July 2010: An Odisha high court cancels mining lease for an iron ore mine to Posco and the state government decides to challenge it in the Supreme Court of India. The high court ruling comes after another company, Geomin Minerals, objects to the state government’s decision to award the project to Posco.

January 2011: Final environment clearances for the project comes nearly six years after it was first mooted. But a petitioner files a case at the National Green Tribunal(NGT) challenging environmental clearance to Posco.

December 2011: Violence erupts in Jagatsinghpur after the state government decides to construct a coastal road. One person is killed and 25 others injured.

March 2012: A week after the then prime minister Manmohan Singh assures the South Korean government that the project will sail through, India’s NGT suspends the environment clearance.

“A project of this magnitude, particularly in partnership with a foreign country, has been dealt with casually without there being any comprehensive scientific data regarding the possible environmental impacts,” the tribunal bench said.
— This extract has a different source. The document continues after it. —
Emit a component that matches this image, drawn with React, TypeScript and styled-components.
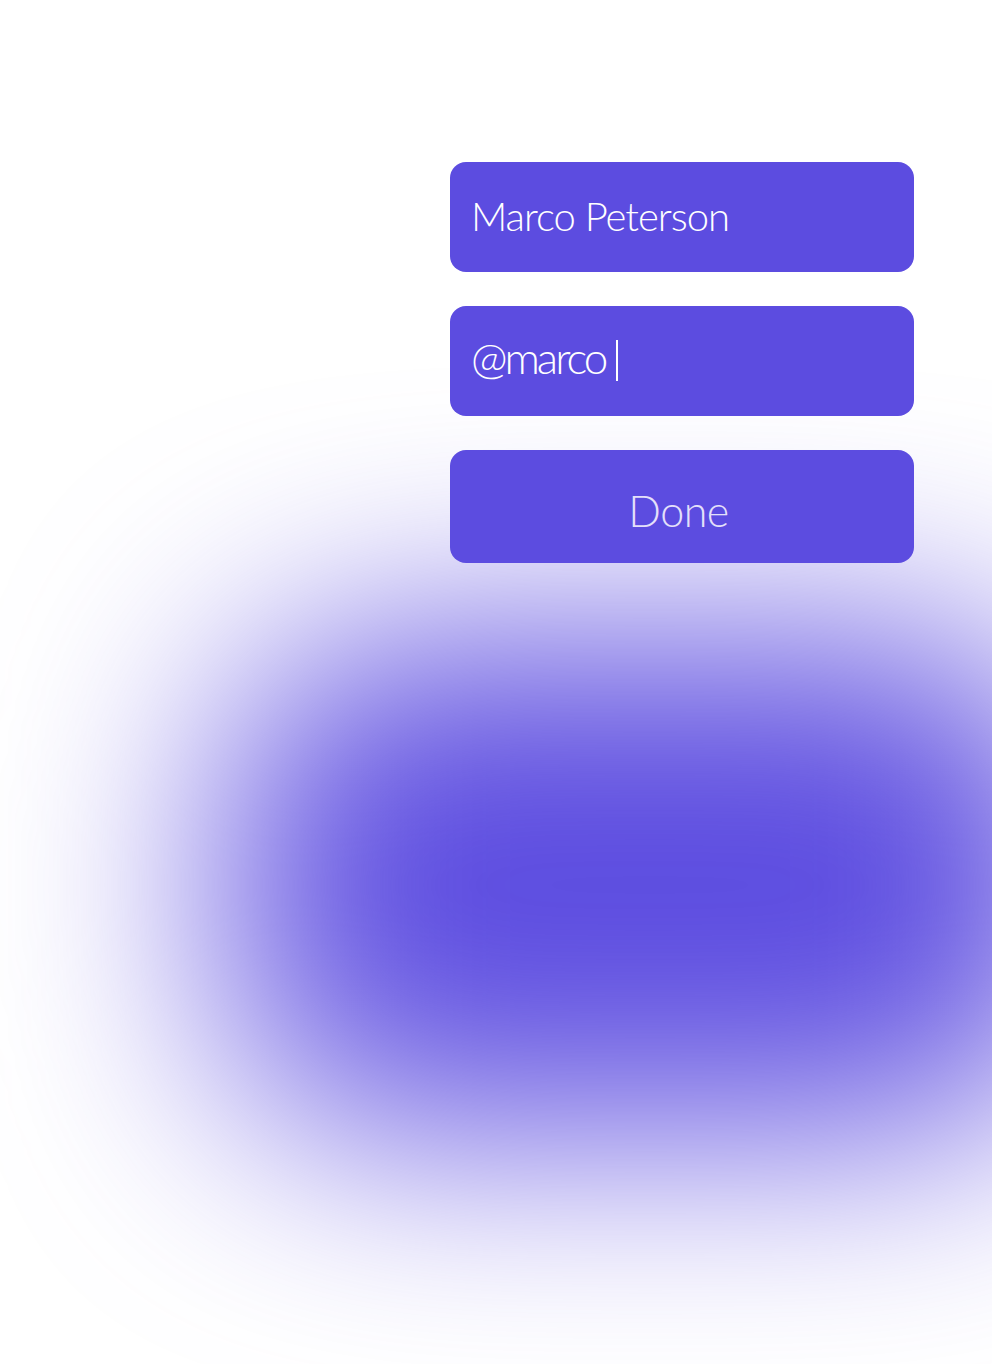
import styled, { createGlobalStyle } from "styled-components";

const GlobalStyle = createGlobalStyle`
  html, body {
    margin: 0;
    padding: 0;
    background: #ffffff;
  }
`;

function App() {
  return (
    <Page>
      <GlobalStyle />
      <Glow />
      <Form>
        <Field>
          <FieldText size="40px" spacing="-1px">Marco Peterson</FieldText>
        </Field>
        <Field lift="8px">
          <FieldText size="44px" spacing="-3px">@marco</FieldText>
          <Caret />
        </Field>
        <DoneButton>Done</DoneButton>
      </Form>
    </Page>
  );
}

export default App;

interface TextProps {
  size: string;
  spacing: string;
}

interface FieldProps {
  lift?: string;
}

const Page = styled.div`
  position: relative;
  width: 992px;
  height: 1364px;
  overflow: hidden;
  background: #ffffff;
  font-family: Lato, "Liberation Sans", sans-serif;
`;

const Glow = styled.div`
  position: absolute;
  left: 230px;
  top: 640px;
  width: 840px;
  height: 490px;
  border-radius: 160px;
  background: #5c4ce0;
  filter: blur(115px);
`;

const Form = styled.div`
  position: relative;
  display: flex;
  flex-direction: column;
  gap: 34px;
  width: 464px;
  margin-left: 450px;
  padding-top: 162px;
`;

const Field = styled.div<FieldProps>`
  display: flex;
  align-items: center;
  height: 110px;
  padding: 0 21px ${p => p.lift || "2px"};
  box-sizing: border-box;
  border-radius: 16px;
  background: #5c4ce0;
`;

const FieldText = styled.span<TextProps>`
  color: #ffffff;
  font-size: ${p => p.size};
  font-weight: 300;
  letter-spacing: ${p => p.spacing};
  line-height: 1;
`;

const Caret = styled.span`
  display: inline-block;
  width: 2px;
  height: 41px;
  margin-left: 11px;
  margin-top: 6px;
  background: #ffffff;
`;

const DoneButton = styled.button`
  height: 113px;
  border: 0;
  border-radius: 16px;
  background: #5c4ce0;
  color: #e4e0fa;
  font-family: Lato, "Liberation Sans", sans-serif;
  font-size: 43px;
  font-weight: 300;
  letter-spacing: -0.5px;
  padding: 8px 7px 0 0;
`;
The tribunal was set up in 2010 to expeditiously dispose off cases relating to environmental protection and conservation of forests.

May 2013: India’s top court strikes down the Odisha high court order. It asks the central government to decide on granting the mine to Posco.

July 2013: Odisha completes acquisition of 2,700 acres of land for the project.

Jan 2014: The environment ministry once again gives the final green clearance for the plant, with specific conditions. Singh assures the company about the project, just days ahead of a visit by South Korean prime minister Park Geun-hye.

June 2014: The Odisha government asks the new government at the centre to fasten the approvals for granting mining licences to Posco. Jual Oram, India’s new tribal affairs minister under Modi, says that he will not allow that. Oram has been at the forefront of the protests in the districts.

March 2015: News agency Bloomberg reports that the company may finally walk away from the project in India and that six of its 13 top employees have quit the project already.